Image copyright © by Marcus Trahan

Sweet and Lowdown

(1999)

I was soon reminded of Zelig, in that this is about a fictional character, a jazz guitar player whose music sounds like Django Reinhardt—and in fact, some of the music is by him—and is interrupted from time to time by commentary by the likes of real people like Nat Hentoff and Woody Allen himself. But it can’t be a bio of Django, because Emmett Ray (Sean Penn, nominated for an Oscar here) considers himself to be the second-best jazz guitarist, and idolizes Django so much that a few times when he actually meets him, he passes out.

His life is a train wreck. (He has two passions other than the guitar: watching trains go by, and shooting rats at the dump.) He’s alcoholic, a gambler, unreliable, spends money he hasn’t got like a drunken Republican president. He meets a mute woman named Blanche (Samantha Morton, also Oscar-nominated), and in spite of himself takes up with her. This is an astounding performance. Not only is Blanche unable to talk, she barely even gestures, seldom doing so much as nodding her head. Yet Morton makes us love her sweet vulnerability. On their first date she goes to bed with him.

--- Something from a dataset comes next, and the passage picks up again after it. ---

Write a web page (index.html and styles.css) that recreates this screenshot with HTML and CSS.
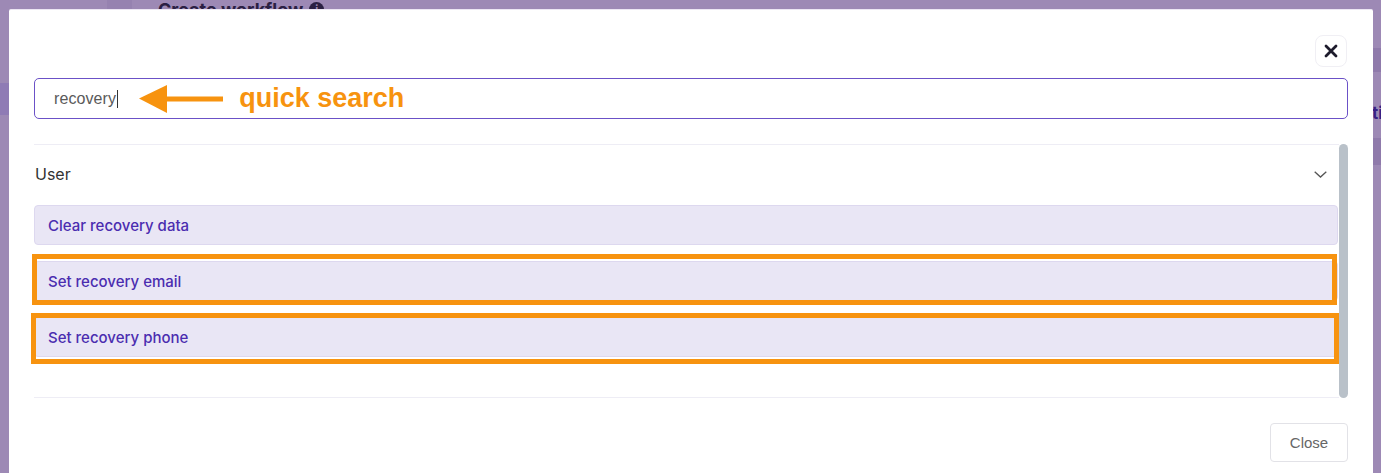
FILE: index.html
```html
<!DOCTYPE html>
<html lang="en">
<head>
<meta charset="utf-8">
<title>Quick search</title>
<link rel="stylesheet" href="styles.css">
</head>
<body>
<div class="page">
  <div class="page-top">
    <div class="page-nub"></div>
    <div class="page-title">Create workflow <span class="info-dot">i</span></div>
  </div>
  <div class="page-row band-right"></div>
  <div class="page-row band-left"></div>
  <div class="page-row text-right"><span>ti</span></div>
  <div class="page-row band-right band-low"></div>
</div>

<div class="modal">
  <div class="modal-head">
    <button class="icon-btn" aria-label="Close">
      <svg width="14" height="14" viewBox="0 0 14 14"><path d="M2 2 L12 12 M12 2 L2 12" stroke="#1d1b2c" stroke-width="2.8" stroke-linecap="round" fill="none"/></svg>
    </button>
  </div>

  <div class="search">
    <span class="search-text">recovery</span><span class="caret"></span>
    <svg class="arrow" width="84" height="28" viewBox="0 0 84 28"><polygon points="0,13.5 28,0 28,28" fill="#f7930f"/><rect x="27" y="11.5" width="57" height="5" fill="#f7930f"/></svg>
    <span class="annot-label">quick search</span>
  </div>

  <div class="results">
    <div class="results-list">
      <div class="group-head">
        <span class="group-name">User</span>
        <svg width="13" height="7" viewBox="0 0 13 7"><path d="M0.7 0.7 L6.5 6 L12.3 0.7" stroke="#555" stroke-width="1.3" fill="none"/></svg>
      </div>
      <div class="items">
        <div class="item">Clear recovery data</div>
        <div class="item marked mark-a">Set recovery email</div>
        <div class="item marked mark-b">Set recovery phone</div>
      </div>
    </div>
    <div class="scrollbar"></div>
  </div>

  <div class="modal-foot">
    <button class="btn">Close</button>
  </div>
</div>
</body>
</html>
```

FILE: styles.css
```css
* { box-sizing: border-box; }

html, body {
  margin: 0;
  height: 100%;
  overflow: hidden;
}

body {
  background: #9d89b5;
  font-family: Inter, "Liberation Sans", sans-serif;
  position: relative;
}

/* page behind the overlay */
.page {
  display: flex;
  flex-direction: column;
}

.page-top {
  height: 9px;
  display: flex;
  align-items: flex-end;
}

.page-nub {
  width: 25px;
  height: 9px;
  margin-left: 107px;
  background: #9682b0;
}

.page-title {
  margin-left: 26px;
  font-family: Inter, "Liberation Sans", sans-serif;
  font-weight: 700;
  font-size: 18px;
  line-height: 20px;
  color: #2b2043;
  transform: translateY(5px);
  display: flex;
  align-items: center;
  gap: 6px;
  height: 9px;
  overflow: visible;
  white-space: nowrap;
}

.info-dot {
  width: 15px;
  height: 15px;
  border-radius: 50%;
  background: #2b2043;
  color: #9d89b5;
  font-size: 11px;
  line-height: 15px;
  text-align: center;
}

.page-row {
  display: flex;
  justify-content: flex-end;
}

.band-right {
  height: 24px;
  margin-top: 39px;
  background: linear-gradient(to right, transparent 1373px, #8f7aab 1373px);
}

.band-left {
  height: 32px;
  margin-top: 11px;
  background: linear-gradient(to right, #8f7bb5 9px, transparent 9px);
}

.text-right {
  height: 20px;
  margin-top: -12px;
  font-weight: 700;
  font-size: 17px;
  color: #3a1f84;
}

.text-right span {
  width: 9px;
  overflow: hidden;
  display: block;
  white-space: nowrap;
}

.band-low {
  margin-top: 15px;
  height: 27px;
}

/* modal */
.modal {
  position: absolute;
  top: 9px;
  left: 9px;
  right: 8px;
  height: 480px;
  background: #fff;
  border-top: 1px solid #ece6f3;
  border-radius: 2px 2px 0 0;
  padding: 25px 25px 0 25px;
  display: flex;
  flex-direction: column;
}

.modal-head {
  display: flex;
  justify-content: flex-end;
}

.icon-btn {
  width: 32px;
  height: 32px;
  border: 1px solid #f0eff4;
  border-radius: 8px;
  background: #fff;
  padding: 0;
  display: flex;
  align-items: center;
  justify-content: center;
  margin-right: 1px;
}

.search {
  margin-top: 11px;
  height: 41px;
  border: 1px solid #6b51c7;
  border-radius: 5px;
  display: flex;
  align-items: center;
  padding-left: 19px;
}

.search-text {
  font-family: "Liberation Sans", Arial, sans-serif;
  font-size: 16px;
  color: #5a5a5a;
  letter-spacing: 0.1px;
}

.caret {
  width: 1px;
  height: 18px;
  background: #333;
  margin-left: 1px;
}

.arrow {
  margin-left: 21px;
  flex: none;
}

.annot-label {
  margin-left: 16px;
  font-family: "Liberation Sans", Arial, sans-serif;
  font-weight: 700;
  font-size: 27px;
  color: #f7930f;
  line-height: 30px;
  margin-top: -2px;
}

.results {
  margin-top: 25px;
  display: flex;
}

.results-list {
  flex: 1;
  border-top: 1px solid #eeedf5;
  border-bottom: 1px solid #eeedf5;
  padding-bottom: 40px;
}

.group-head {
  display: flex;
  justify-content: space-between;
  align-items: center;
  padding: 17px 12px 0 1px;
  height: 41px;
  margin-bottom: 19px;
}

.group-name {
  font-size: 16px;
  line-height: 24px;
  color: #333;
}

.items {
  display: flex;
  flex-direction: column;
  gap: 16px;
  margin-right: 1px;
}

.item {
  height: 40px;
  background: #e9e6f5;
  border: 1px solid #ddd8ef;
  border-radius: 4px;
  padding-left: 13px;
  display: flex;
  align-items: center;
  font-size: 15px;
  font-weight: 500;
  color: #4b2db0;
  position: relative;
}

.marked::after {
  content: "";
  position: absolute;
  border: 5px solid #f7930f;
}

.mark-a::after {
  top: -8px;
  left: -3px;
  right: 0;
  bottom: -5px;
}

.mark-b::after {
  top: -5px;
  left: -4px;
  right: -2px;
  bottom: -8px;
}

.scrollbar {
  width: 9px;
  background: #b9c1c9;
  border-radius: 5px;
  margin-left: 0;
}

.modal-foot {
  display: flex;
  justify-content: flex-end;
  padding-top: 25px;
}

.btn {
  width: 78px;
  height: 39px;
  border: 1px solid #e2e2e7;
  border-radius: 4px;
  background: #fff;
  font-family: "Liberation Sans", Arial, sans-serif;
  font-size: 15px;
  color: #666;
  padding: 0;
}
```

In fact, she becomes the aggressor, and it’s clear she has done this before and likes it, and is good at it. It’s her means of self-expression.

Emmett treats her shabbily, which is the only way he knows how to treat anyone. They have a series of adventures, including a side trip to Hollywood where she is the one who gets in a movie, not him. Eventually he abandons her for a slumming socialite (Uma Thurman), who he marries. But she soon dumps him, and he returns to Blanche … who is now happily married and a mother. Emmett realizes he has totally fucked up his life, and fades from history. No one knows what happened to him, but we know it couldn’t have been good.

This is an excellent movie, which has only one flaw that I can point out. When Penn is playing the guitar, his fingers don’t have the slightest relationship to the music. I can’t understand why this is, or why Woody allowed him to do it, or why Woody didn’t cover it up by showing his hands only in small, quick shots. It’s very distracting, and all I can figure is that Penn was too lazy to learn some fake moves, as many actors before him have learned on the guitar, piano, clarinet, trumpet, or even the tambourine. Chrissake, I don’t expect him to learn to play, but even I could learn to fake it enough for a movie.